Another recent MEG study provided evidence for mandatory processing of fearful faces (Fenker et al., in press). Both low- and high-load conditions were investigated in separate experiments. During the high-load condition, the target was defined by a conjunction of features, such as a red-green (vs. blue-yellow) vertical bar. In the low-load condition, subjects determined the orientation of an oriented bar (vertical vs. horizontal) presented in a given color (indicated at the beginning of the block). During the low-load condition, task-irrelevant fearful faces slowed-down reaction time when they were presented in the same visual field as the bar target (relative to when faces were presented in the opposite visual field). To investigate the neural impact of the task-irrelevant faces, the authors probed the so-called N2pc component, which is believed to reflect attentional focusing in visual search. They observed that lateralized fearful faces elicited an N2pc approximately 240-400 ms in contralateral visual cortex. Importantly, the N2pc was observed during conditions of high load, although no behavioral effects were detected.
Summary
Taken together, results from behavioral and neuroimaging methods suggest that while emotional processing is prioritized, in many contexts it depends on processing resources. These findings come from diverse paradigms, including those employing peripheral emotional stimuli and those in which affective and neutral stimuli are spatially separated.
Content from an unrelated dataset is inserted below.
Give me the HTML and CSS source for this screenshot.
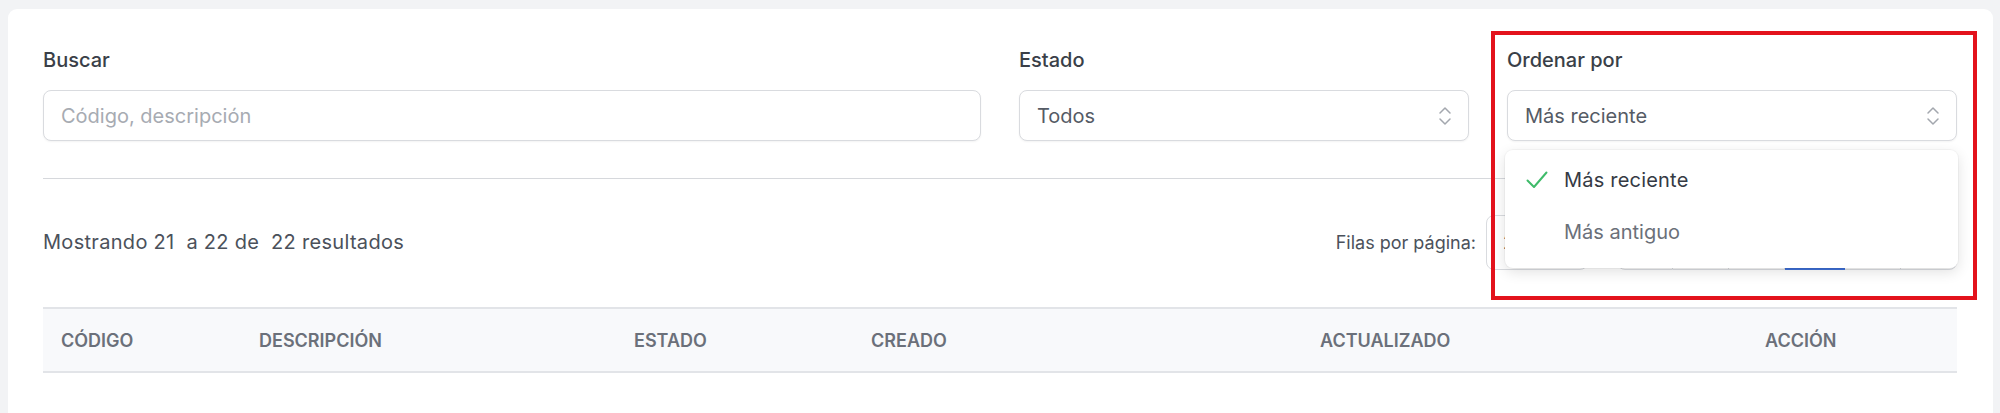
FILE: index.html
```html
<!DOCTYPE html>
<html lang="es">
<head>
<meta charset="utf-8">
<title>Listado</title>
<link rel="stylesheet" href="styles.css">
</head>
<body>
<div class="page">
  <div class="card">
    <div class="filters">
      <div class="field span2">
        <label class="label">Buscar</label>
        <input class="input" type="text" placeholder="Código, descripción">
      </div>
      <div class="field">
        <label class="label">Estado</label>
        <div class="select">
          <span>Todos</span>
          <svg class="updown" viewBox="0 0 14 22" width="14" height="22"><path d="M2 8 L7 3 L12 8 M2 14 L7 19 L12 14" fill="none" stroke="#a3a7ae" stroke-width="1.5" stroke-linecap="round" stroke-linejoin="round"/></svg>
        </div>
      </div>
      <div class="field sort">
        <label class="label">Ordenar por</label>
        <div class="select">
          <span>Más reciente</span>
          <svg class="updown" viewBox="0 0 14 22" width="14" height="22"><path d="M2 8 L7 3 L12 8 M2 14 L7 19 L12 14" fill="none" stroke="#a3a7ae" stroke-width="1.5" stroke-linecap="round" stroke-linejoin="round"/></svg>
        </div>
        <ul class="menu">
          <li class="item selected">
            <svg class="check" viewBox="0 0 22 18" width="22" height="18"><path d="M1.5 9.5 L8 16 L20.5 1.5" fill="none" stroke="#3fbb6a" stroke-width="2" stroke-linecap="round" stroke-linejoin="round"/></svg>
            <span>Más reciente</span>
          </li>
          <li class="item">
            <span class="check-space"></span>
            <span>Más antiguo</span>
          </li>
        </ul>
      </div>
    </div>

    <hr class="divider">

    <div class="results">
      <div class="summary">Mostrando 21&nbsp; a 22 de&nbsp; 22 resultados</div>
      <div class="rows">
        <span class="rows-label">Filas por página:</span>
        <div class="rows-select">20</div>
      </div>
      <nav class="pager">
        <span class="pg first">«</span>
        <span class="pg">‹</span>
        <span class="pg">1</span>
        <span class="pg active">2</span>
        <span class="pg">›</span>
        <span class="pg last">»</span>
      </nav>
    </div>

    <div class="table">
      <div class="thead">
        <div class="th">CÓDIGO</div>
        <div class="th">DESCRIPCIÓN</div>
        <div class="th">ESTADO</div>
        <div class="th">CREADO</div>
        <div class="th">ACTUALIZADO</div>
        <div class="th">ACCIÓN</div>
      </div>
    </div>
  </div>
  <div class="highlight"></div>
</div>
</body>
</html>
```

FILE: styles.css
```css
* { box-sizing: border-box; }

html, body {
  margin: 0;
  padding: 0;
  background: #f2f3f5;
  font-family: Inter, "Noto Sans", "Liberation Sans", sans-serif;
  color: #374151;
}

.page {
  position: relative;
  padding: 9px 7px 0 8px;
  height: 413px;
  overflow: hidden;
}

.card {
  background: #ffffff;
  border-radius: 9px;
  padding: 39px 36px 60px 35px;
  min-height: 460px;
}

.filters {
  display: grid;
  grid-template-columns: repeat(4, 1fr);
  column-gap: 38px;
}

.field {
  display: flex;
  flex-direction: column;
}

.span2 { grid-column: span 2; }

.sort { position: relative; }

.label {
  font-size: 20px;
  line-height: 24px;
  font-weight: 500;
  color: #3a3f48;
  margin-bottom: 18px;
}

.input,
.select {
  height: 51px;
  border: 1px solid #d9dbdf;
  border-radius: 8px;
  background: #fff;
  box-shadow: 0 1px 2px rgba(0, 0, 0, 0.05);
  font-family: inherit;
  font-size: 20px;
  padding: 0 17px;
  color: #555b65;
}

.input { outline: none; width: 100%; }
.input::placeholder { color: #a7abb2; }

.select {
  display: flex;
  align-items: center;
  justify-content: space-between;
}

.updown { margin-right: -1px; }

.menu {
  position: absolute;
  top: 102px;
  left: -2px;
  right: -1px;
  margin: 0;
  padding: 4px 0 10px;
  list-style: none;
  background: #fff;
  border-radius: 8px;
  box-shadow: 0 4px 14px rgba(0, 0, 0, 0.12), 0 0 0 1px rgba(0, 0, 0, 0.03);
  z-index: 5;
}

.item {
  height: 52px;
  display: flex;
  align-items: center;
  padding-left: 21px;
  gap: 16px;
  font-size: 20px;
  color: #6b7079;
}

.item.selected { color: #353a44; letter-spacing: 0.2px; }

.check { flex: none; width: 22px; height: 18px; }
.check-space { width: 22px; flex: none; }

.divider {
  border: 0;
  border-top: 1px solid #d6d8dc;
  margin: 37px 0 0;
}

.results {
  margin-top: 35px;
  height: 56px;
  display: flex;
  align-items: center;
}

.summary {
  flex: 1;
  font-size: 20px;
  letter-spacing: 0.3px;
  color: #4b515b;
}

.rows {
  display: flex;
  align-items: center;
  gap: 10px;
}

.rows-label { font-size: 18px; color: #4b515b; }

.rows-select {
  width: 102px;
  height: 55px;
  border: 1px solid #d9dbdf;
  border-radius: 8px;
  display: flex;
  align-items: center;
  padding-left: 16px;
  font-size: 19px;
}

.pager {
  margin-left: 29px;
  display: flex;
  height: 55px;
}

.pg {
  width: 56px;
  display: flex;
  align-items: center;
  justify-content: center;
  border: 1px solid #d9dbdf;
  border-left-width: 0;
  font-size: 18px;
  color: #6b7079;
}

.pg.first { border-left-width: 1px; border-radius: 8px 0 0 8px; }
.pg.last { border-radius: 0 8px 8px 0; }
.pg.active { border: 2px solid #3d6fd6; width: 60px; }

.table { margin-top: 37px; }

.thead {
  display: grid;
  grid-template-columns: 198px 375px 237px 449px 445px 1fr;
  height: 66px;
  align-items: center;
  background: #f8f9fb;
  border-top: 2px solid #e2e4e8;
  border-bottom: 2px solid #e2e4e8;
}

.th {
  padding-left: 18px;
  font-size: 18px;
  font-weight: 600;
  color: #6b707a;
}

.highlight {
  position: absolute;
  left: 1491px;
  top: 31px;
  width: 486px;
  height: 269px;
  border: 4px solid #e3121c;
  pointer-events: none;
  z-index: 10;
}
```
In general, the discrepancy between studies suggesting that emotional perception is automatic and those illustrating the dependence on attention is accounted by the concept of attentional load. Thus, to reveal that emotional perception is not immune to the effects of attention, processing resources need to be largely consumed – otherwise, performance will appear to be relatively automatic. Yet, as outlined in the previous section, this account may not explain all cases, and there may be circumstances in which more true automaticity is observed. At present, the reasons for this discrepancy are unclear, suggesting that it would be profitable for future studies to tackle this issue more directly. One possibility is that individual differences are important predictors of amygdala sensitivity to emotional stimuli and help explain the impact of emotional stimuli. For instance, studies from the literature on anxiety have revealed that anxious participants exhibit greater interference from threat-related stimuli (e.g., MacLeod et al., 1986). More recent studies have investigated the extent to which amygdala responses to threat-related distractors depends upon individual anxiety levels (Bishop et al., 2004). Whereas low- anxious individuals only showed increased amygdala responses to attended fearful faces, high- anxious individuals showed increased amygdala responses to both attended and unattended threat-related stimuli. These findings suggest that the threat value of a stimulus varies as a function of a participant’s anxiety level, although attention is important even for high-anxious individuals (Fox et al., 2005; Bishop et al., 2007).